*The exercise*
Please return the full listing below without altering anything.

*Data shown*

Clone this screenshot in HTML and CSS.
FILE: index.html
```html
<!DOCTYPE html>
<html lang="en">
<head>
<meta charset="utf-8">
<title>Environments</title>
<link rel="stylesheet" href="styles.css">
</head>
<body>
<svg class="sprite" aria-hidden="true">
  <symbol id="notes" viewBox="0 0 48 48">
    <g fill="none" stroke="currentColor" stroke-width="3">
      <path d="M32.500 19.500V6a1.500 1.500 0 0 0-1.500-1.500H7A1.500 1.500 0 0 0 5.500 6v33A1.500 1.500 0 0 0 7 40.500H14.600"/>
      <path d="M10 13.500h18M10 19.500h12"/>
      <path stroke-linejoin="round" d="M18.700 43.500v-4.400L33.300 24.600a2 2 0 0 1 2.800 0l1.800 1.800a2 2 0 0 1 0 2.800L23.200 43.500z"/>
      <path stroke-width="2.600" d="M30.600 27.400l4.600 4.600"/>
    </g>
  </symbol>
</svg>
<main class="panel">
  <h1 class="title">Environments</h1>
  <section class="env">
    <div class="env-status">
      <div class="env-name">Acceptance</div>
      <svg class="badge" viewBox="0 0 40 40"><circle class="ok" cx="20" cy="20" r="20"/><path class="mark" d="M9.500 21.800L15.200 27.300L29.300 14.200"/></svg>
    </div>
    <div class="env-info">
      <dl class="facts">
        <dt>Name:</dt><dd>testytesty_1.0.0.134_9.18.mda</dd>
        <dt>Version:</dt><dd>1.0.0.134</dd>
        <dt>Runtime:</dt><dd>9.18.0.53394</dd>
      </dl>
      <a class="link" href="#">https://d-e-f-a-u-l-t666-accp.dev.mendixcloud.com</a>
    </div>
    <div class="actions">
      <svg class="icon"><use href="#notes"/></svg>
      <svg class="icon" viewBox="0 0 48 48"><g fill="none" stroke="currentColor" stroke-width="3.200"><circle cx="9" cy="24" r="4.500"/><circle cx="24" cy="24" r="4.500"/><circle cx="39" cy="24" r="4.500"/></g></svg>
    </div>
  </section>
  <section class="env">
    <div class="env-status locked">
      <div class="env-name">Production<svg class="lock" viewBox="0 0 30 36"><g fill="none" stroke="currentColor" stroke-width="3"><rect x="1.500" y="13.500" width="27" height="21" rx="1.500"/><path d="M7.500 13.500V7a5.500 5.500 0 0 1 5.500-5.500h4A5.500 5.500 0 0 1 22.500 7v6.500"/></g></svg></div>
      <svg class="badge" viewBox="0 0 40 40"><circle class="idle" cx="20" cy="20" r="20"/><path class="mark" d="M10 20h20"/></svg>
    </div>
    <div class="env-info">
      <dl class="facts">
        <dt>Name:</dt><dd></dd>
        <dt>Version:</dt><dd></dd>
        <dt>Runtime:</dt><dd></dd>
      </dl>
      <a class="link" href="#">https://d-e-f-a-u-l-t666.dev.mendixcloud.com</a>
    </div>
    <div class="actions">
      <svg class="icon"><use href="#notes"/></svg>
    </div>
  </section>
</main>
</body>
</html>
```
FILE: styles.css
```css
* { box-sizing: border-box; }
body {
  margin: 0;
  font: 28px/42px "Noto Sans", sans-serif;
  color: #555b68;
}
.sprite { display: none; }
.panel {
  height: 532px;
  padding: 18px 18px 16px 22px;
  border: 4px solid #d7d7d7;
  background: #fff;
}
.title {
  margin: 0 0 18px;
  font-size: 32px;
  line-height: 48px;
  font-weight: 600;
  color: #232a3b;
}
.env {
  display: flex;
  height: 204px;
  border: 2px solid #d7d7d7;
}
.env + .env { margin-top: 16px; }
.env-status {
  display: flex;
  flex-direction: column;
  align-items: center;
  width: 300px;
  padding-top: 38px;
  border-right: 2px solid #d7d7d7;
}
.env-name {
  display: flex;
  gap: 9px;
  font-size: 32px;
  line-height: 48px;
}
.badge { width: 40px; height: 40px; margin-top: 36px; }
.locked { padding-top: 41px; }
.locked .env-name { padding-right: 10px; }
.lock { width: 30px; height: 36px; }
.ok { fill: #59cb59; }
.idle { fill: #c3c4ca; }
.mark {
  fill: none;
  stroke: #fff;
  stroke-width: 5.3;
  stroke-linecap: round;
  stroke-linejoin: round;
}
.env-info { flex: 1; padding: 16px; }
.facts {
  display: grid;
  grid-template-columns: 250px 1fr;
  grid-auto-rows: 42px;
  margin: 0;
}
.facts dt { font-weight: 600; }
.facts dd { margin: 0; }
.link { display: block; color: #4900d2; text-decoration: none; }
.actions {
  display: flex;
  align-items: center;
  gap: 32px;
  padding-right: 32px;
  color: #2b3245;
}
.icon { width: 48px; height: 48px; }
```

*Written solution*
Clone this screenshot in HTML and CSS.
FILE: index.html
```html
<!DOCTYPE html>
<html lang="en">
<head>
<meta charset="utf-8">
<title>Environments</title>
<link rel="stylesheet" href="styles.css">
</head>
<body>
<svg class="sprite" aria-hidden="true">
  <symbol id="notes" viewBox="0 0 48 48">
    <g fill="none" stroke="currentColor" stroke-width="3">
      <path d="M32.500 19.500V6a1.500 1.500 0 0 0-1.500-1.500H7A1.500 1.500 0 0 0 5.500 6v33A1.500 1.500 0 0 0 7 40.500H14.600"/>
      <path d="M10 13.500h18M10 19.500h12"/>
      <path stroke-linejoin="round" d="M18.700 43.500v-4.400L33.300 24.600a2 2 0 0 1 2.800 0l1.800 1.800a2 2 0 0 1 0 2.800L23.200 43.500z"/>
      <path stroke-width="2.600" d="M30.600 27.400l4.600 4.600"/>
    </g>
  </symbol>
</svg>
<main class="panel">
  <h1 class="title">Environments</h1>
  <section class="env">
    <div class="env-status">
      <div class="env-name">Acceptance</div>
      <svg class="badge" viewBox="0 0 40 40"><circle class="ok" cx="20" cy="20" r="20"/><path class="mark" d="M9.500 21.800L15.200 27.300L29.300 14.200"/></svg>
    </div>
    <div class="env-info">
      <dl class="facts">
        <dt>Name:</dt><dd>testytesty_1.0.0.134_9.18.mda</dd>
        <dt>Version:</dt><dd>1.0.0.134</dd>
        <dt>Runtime:</dt><dd>9.18.0.53394</dd>
      </dl>
      <a class="link" href="#">https://d-e-f-a-u-l-t666-accp.dev.mendixcloud.com</a>
    </div>
    <div class="actions">
      <svg class="icon"><use href="#notes"/></svg>
      <svg class="icon" viewBox="0 0 48 48"><g fill="none" stroke="currentColor" stroke-width="3.200"><circle cx="9" cy="24" r="4.500"/><circle cx="24" cy="24" r="4.500"/><circle cx="39" cy="24" r="4.500"/></g></svg>
    </div>
  </section>
  <section class="env">
    <div class="env-status locked">
      <div class="env-name">Production<svg class="lock" viewBox="0 0 30 36"><g fill="none" stroke="currentColor" stroke-width="3"><rect x="1.500" y="13.500" width="27" height="21" rx="1.500"/><path d="M7.500 13.500V7a5.500 5.500 0 0 1 5.500-5.500h4A5.500 5.500 0 0 1 22.500 7v6.500"/></g></svg></div>
      <svg class="badge" viewBox="0 0 40 40"><circle class="idle" cx="20" cy="20" r="20"/><path class="mark" d="M10 20h20"/></svg>
    </div>
    <div class="env-info">
      <dl class="facts">
        <dt>Name:</dt><dd></dd>
        <dt>Version:</dt><dd></dd>
        <dt>Runtime:</dt><dd></dd>
      </dl>
      <a class="link" href="#">https://d-e-f-a-u-l-t666.dev.mendixcloud.com</a>
    </div>
    <div class="actions">
      <svg class="icon"><use href="#notes"/></svg>
    </div>
  </section>
</main>
</body>
</html>
```
FILE: styles.css
```css
* { box-sizing: border-box; }
body {
  margin: 0;
  font: 28px/42px "Noto Sans", sans-serif;
  color: #555b68;
}
.sprite { display: none; }
.panel {
  height: 532px;
  padding: 18px 18px 16px 22px;
  border: 4px solid #d7d7d7;
  background: #fff;
}
.title {
  margin: 0 0 18px;
  font-size: 32px;
  line-height: 48px;
  font-weight: 600;
  color: #232a3b;
}
.env {
  display: flex;
  height: 204px;
  border: 2px solid #d7d7d7;
}
.env + .env { margin-top: 16px; }
.env-status {
  display: flex;
  flex-direction: column;
  align-items: center;
  width: 300px;
  padding-top: 38px;
  border-right: 2px solid #d7d7d7;
}
.env-name {
  display: flex;
  gap: 9px;
  font-size: 32px;
  line-height: 48px;
}
.badge { width: 40px; height: 40px; margin-top: 36px; }
.locked { padding-top: 41px; }
.locked .env-name { padding-right: 10px; }
.lock { width: 30px; height: 36px; }
.ok { fill: #59cb59; }
.idle { fill: #c3c4ca; }
.mark {
  fill: none;
  stroke: #fff;
  stroke-width: 5.3;
  stroke-linecap: round;
  stroke-linejoin: round;
}
.env-info { flex: 1; padding: 16px; }
.facts {
  display: grid;
  grid-template-columns: 250px 1fr;
  grid-auto-rows: 42px;
  margin: 0;
}
.facts dt { font-weight: 600; }
.facts dd { margin: 0; }
.link { display: block; color: #4900d2; text-decoration: none; }
.actions {
  display: flex;
  align-items: center;
  gap: 32px;
  padding-right: 32px;
  color: #2b3245;
}
.icon { width: 48px; height: 48px; }
```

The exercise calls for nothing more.